Une des difficultés avec le Dif, regrettent les experts, c'est de lutter contre l'idée que vous donnez à vos collaborateurs les armes pour aller se vendre ailleurs. «Oui, ils vont acquérir de nouvelles compétences. Mais renoncer à les former de peur de les voir progresser est aussi absurde que d'embaucher un salarié médiocre pour être sûr de pouvoir le garder, ironise Mathilde Bourdat, formatrice chez Cegos. En outre, il faut comprendre que vos concurrents aussi vont former leurs salariés et que vous bénéficierez donc, à votre tour, de la mobilité de ces talents.» Enfin, dans ce contexte de dynamique pédagogique, les entreprises qui ne jouent pas le jeu seront démasquées et fuies par les meilleurs candidats. Bref, à terme, le Dif est, bien plus qu'une obligation, un must pour qui veut préserver son image d'employeur. Selon les termes de la loi, le Dif a pour vocation d'«améliorer l'employabilité» de son bénéficiaire. Dans cette optique, des accords de branche encadrent les demandes: environ une branche professionnelle sur cinq a signé un accord. Il s'agit soit de cours prioritaires (comme l'amélioration de l'anglais pour les commerciaux), soit de stages visant à améliorer des compétences importantes mais moins vitales, ou de formations ouvertes sur des compétences nouvelles. Si le Dif reste une initiative du salarié, sachez que vous pouvez refuser les formations qui n'ont vraiment aucun rapport avec votre activité. Vous avez un mois pour vous prononcer sur la demande de votre collaborateur. Passé ce délai, elle sera considérée comme acceptée. Mais attention: sachez qu'en cas de refus de votre part, votre salarié peut réitérer sa demande l'année suivante. Si le désaccord persiste durant deux exercices successifs, le collaborateur peut la déposer dans le cadre du congé individuel de formation (Cif). Votre organisme paritaire de gestion du Cif examinera alors en priorité sa requête et aura de bonnes chances d'y accéder, à condition qu'elle corresponde à ses critères d'acceptation. Dans ce cas, vous serez tenu de lui verser l'équivalent de l'allocation de formation correspondant aux droits acquis par la personne au titre du Dif, plus les frais de formation. Financièrement, donc, tout le monde sera perdant: le salarié, qui devra liquider toutes ses heures précipitamment, et l'entreprise, qui devra débourser, d'un seul coup, une grosse somme.

A SAVOIR

> BESOIN D'AIDE?
De nombreux cabinets d'experts ont vu le jour, qui vous proposent d'organiser votre plan de formation. Accessibles aux grandes comme aux petites entreprises, ils vous aideront à faire le tri dans l'offre pléthorique des centres de formation et à planifier votre approche du Dif afin que vous puissiez appliquer la loi sans risque de déséquilibre financier.

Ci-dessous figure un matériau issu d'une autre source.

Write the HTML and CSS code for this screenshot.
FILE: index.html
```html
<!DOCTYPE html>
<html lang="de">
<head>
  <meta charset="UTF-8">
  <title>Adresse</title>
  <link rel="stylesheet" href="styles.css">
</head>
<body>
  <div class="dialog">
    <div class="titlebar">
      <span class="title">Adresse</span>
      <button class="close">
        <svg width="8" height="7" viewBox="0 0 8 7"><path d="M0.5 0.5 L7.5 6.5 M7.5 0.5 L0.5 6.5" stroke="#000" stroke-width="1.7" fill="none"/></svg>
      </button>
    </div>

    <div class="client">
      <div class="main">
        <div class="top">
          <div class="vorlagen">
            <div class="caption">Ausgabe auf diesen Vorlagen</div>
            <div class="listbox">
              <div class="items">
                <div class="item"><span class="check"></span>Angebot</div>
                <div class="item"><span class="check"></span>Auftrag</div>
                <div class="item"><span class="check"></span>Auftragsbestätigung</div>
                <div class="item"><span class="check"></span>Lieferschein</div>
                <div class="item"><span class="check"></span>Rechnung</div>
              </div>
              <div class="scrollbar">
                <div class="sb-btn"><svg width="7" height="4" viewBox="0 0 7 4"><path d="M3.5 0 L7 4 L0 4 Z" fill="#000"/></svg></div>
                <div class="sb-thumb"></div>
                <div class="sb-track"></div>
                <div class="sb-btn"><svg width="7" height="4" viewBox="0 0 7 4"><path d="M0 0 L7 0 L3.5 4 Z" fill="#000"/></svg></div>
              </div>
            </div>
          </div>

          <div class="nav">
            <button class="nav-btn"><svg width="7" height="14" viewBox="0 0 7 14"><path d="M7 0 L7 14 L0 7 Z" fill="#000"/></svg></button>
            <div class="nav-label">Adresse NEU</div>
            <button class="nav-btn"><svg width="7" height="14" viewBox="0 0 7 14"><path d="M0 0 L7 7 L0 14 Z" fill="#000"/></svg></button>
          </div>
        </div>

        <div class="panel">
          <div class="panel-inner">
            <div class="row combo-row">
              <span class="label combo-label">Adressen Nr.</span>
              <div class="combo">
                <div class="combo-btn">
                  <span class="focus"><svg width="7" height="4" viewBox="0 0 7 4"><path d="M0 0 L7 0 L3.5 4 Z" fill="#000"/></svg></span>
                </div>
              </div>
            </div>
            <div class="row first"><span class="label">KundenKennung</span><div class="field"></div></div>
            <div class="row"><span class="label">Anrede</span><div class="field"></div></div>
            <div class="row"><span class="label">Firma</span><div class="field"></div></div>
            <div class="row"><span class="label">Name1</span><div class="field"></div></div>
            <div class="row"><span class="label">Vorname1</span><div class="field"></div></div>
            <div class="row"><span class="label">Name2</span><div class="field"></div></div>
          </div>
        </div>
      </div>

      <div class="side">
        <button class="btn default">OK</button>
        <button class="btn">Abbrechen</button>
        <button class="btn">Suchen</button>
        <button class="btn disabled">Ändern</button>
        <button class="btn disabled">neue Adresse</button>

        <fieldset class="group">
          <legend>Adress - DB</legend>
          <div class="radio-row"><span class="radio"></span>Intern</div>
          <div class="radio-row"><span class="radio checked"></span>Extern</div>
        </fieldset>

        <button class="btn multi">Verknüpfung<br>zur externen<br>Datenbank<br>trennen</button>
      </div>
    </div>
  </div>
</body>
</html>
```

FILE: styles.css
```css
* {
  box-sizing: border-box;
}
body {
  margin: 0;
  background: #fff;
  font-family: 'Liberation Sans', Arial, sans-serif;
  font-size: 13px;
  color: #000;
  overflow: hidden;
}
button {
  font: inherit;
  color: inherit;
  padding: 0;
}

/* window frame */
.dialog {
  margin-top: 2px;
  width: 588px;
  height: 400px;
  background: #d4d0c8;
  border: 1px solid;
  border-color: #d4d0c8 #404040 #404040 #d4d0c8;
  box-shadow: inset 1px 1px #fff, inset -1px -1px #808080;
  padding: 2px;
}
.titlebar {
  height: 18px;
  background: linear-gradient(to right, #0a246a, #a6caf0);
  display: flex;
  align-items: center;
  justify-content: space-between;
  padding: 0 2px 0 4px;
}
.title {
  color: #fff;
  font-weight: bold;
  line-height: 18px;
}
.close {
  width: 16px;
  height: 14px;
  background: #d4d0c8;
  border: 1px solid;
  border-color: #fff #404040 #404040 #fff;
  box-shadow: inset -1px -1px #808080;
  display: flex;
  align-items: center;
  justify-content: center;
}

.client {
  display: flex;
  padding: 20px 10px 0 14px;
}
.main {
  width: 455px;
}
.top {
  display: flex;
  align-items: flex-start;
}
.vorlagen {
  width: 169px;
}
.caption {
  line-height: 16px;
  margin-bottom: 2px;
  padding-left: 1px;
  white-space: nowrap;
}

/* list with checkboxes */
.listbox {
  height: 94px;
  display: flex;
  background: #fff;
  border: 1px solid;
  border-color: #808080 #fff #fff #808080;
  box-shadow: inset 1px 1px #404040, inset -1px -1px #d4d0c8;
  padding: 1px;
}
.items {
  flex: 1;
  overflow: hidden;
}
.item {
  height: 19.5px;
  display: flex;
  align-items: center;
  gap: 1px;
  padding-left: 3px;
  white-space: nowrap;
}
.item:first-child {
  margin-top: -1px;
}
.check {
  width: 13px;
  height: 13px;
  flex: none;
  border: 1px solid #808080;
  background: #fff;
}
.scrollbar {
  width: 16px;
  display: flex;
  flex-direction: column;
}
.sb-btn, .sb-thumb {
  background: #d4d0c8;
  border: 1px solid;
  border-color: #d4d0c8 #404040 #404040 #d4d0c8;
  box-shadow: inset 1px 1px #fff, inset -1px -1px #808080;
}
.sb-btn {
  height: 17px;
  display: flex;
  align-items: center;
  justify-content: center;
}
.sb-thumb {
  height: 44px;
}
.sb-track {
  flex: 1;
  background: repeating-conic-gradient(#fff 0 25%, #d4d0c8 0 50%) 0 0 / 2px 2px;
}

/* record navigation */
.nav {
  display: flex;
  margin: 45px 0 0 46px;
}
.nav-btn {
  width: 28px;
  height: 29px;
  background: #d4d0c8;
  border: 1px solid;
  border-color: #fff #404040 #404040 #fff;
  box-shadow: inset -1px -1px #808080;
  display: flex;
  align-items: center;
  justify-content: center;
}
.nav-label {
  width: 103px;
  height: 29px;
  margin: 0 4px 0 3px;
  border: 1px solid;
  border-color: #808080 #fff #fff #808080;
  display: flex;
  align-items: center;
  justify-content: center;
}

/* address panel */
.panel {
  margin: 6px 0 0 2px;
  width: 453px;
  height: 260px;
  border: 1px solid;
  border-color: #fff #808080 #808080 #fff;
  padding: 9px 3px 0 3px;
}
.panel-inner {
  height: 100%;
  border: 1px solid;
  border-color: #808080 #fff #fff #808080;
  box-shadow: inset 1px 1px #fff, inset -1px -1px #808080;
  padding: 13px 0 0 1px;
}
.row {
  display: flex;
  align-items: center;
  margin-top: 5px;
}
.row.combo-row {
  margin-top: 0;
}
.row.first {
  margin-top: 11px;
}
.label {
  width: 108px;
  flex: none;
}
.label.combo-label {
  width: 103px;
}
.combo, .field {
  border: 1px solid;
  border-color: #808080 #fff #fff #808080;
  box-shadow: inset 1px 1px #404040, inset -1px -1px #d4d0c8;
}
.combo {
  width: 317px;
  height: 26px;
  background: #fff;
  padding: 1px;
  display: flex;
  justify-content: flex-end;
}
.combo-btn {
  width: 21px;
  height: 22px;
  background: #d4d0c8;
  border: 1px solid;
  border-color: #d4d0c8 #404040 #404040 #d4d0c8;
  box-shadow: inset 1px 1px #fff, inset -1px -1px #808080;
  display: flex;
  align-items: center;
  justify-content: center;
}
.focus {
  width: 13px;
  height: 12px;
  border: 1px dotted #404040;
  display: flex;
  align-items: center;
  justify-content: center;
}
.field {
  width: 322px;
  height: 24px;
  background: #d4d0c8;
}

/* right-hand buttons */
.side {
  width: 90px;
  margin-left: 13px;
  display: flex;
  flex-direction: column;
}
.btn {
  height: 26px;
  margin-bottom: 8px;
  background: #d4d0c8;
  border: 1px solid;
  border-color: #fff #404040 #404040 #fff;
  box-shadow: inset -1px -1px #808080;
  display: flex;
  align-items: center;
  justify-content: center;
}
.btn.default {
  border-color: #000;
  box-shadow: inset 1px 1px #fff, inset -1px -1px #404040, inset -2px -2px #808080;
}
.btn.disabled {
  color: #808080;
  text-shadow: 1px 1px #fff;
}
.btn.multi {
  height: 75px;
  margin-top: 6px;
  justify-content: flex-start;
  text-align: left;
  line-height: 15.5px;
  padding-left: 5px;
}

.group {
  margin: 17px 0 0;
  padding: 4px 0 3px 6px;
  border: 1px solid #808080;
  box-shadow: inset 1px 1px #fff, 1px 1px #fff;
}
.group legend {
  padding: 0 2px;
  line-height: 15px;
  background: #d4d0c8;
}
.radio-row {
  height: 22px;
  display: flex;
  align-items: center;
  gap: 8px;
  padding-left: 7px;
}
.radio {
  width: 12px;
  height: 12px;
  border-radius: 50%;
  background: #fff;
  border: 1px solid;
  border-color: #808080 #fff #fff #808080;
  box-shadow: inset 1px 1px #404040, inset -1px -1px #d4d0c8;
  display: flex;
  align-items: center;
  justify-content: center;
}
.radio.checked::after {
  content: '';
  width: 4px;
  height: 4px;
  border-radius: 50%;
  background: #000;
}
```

ALAIN BEYDON-SCHLUMBERGER et sa nièce Séverine, vignerons

Grâce au Dif, notre commerciale se transforme en créative!


Pour Alain Beydon-Schlumberger, vigneron alsacien, le Dif n'est pas inconnu. Plusieurs de ses salariés ont déjà bénéficié de cours d'anglais et sa nièce, Séverine Schlumberger, a elle-même suivi un Dif d'un an, pour apprendre à diriger une entreprise, afin de prendre un jour la suite de son oncle. Mais l'utilisation la plus originale du Dif leur a été suggérée par l'une de leurs salariées, une assistante commerciale qui désirait pouvoir utiliser des logiciels de mise en page et de photographie. «C'est une personne passionnée parla création. Quand elle nous a proposé de se perfectionner à l'utilisation de Photoshop, cela nous a paru d'autant plus légitime qu'elle s'intéressait déjà à la communication. Grâce au Dif, notre commerciale se transforme en créative!» Une occasion en or pour la jeune femme de prendre en charge de nouvelles missions, plus gratifiantes que la réalisation des étiquettes et des cartes de visite... Et une aubaine pour la PME, qui fête ses 200 ans dans trois ans et se prépare déjà à l'événement. «Lorsque nous nous offrons une nouvelle plaquette, cela monopolise les deux tiers de notre budget communication. Cette fois, ce sera autant d'économisé, mais nous allons en parallèle investir dans du matériel informatique pour lui permettre de mieux travailler.»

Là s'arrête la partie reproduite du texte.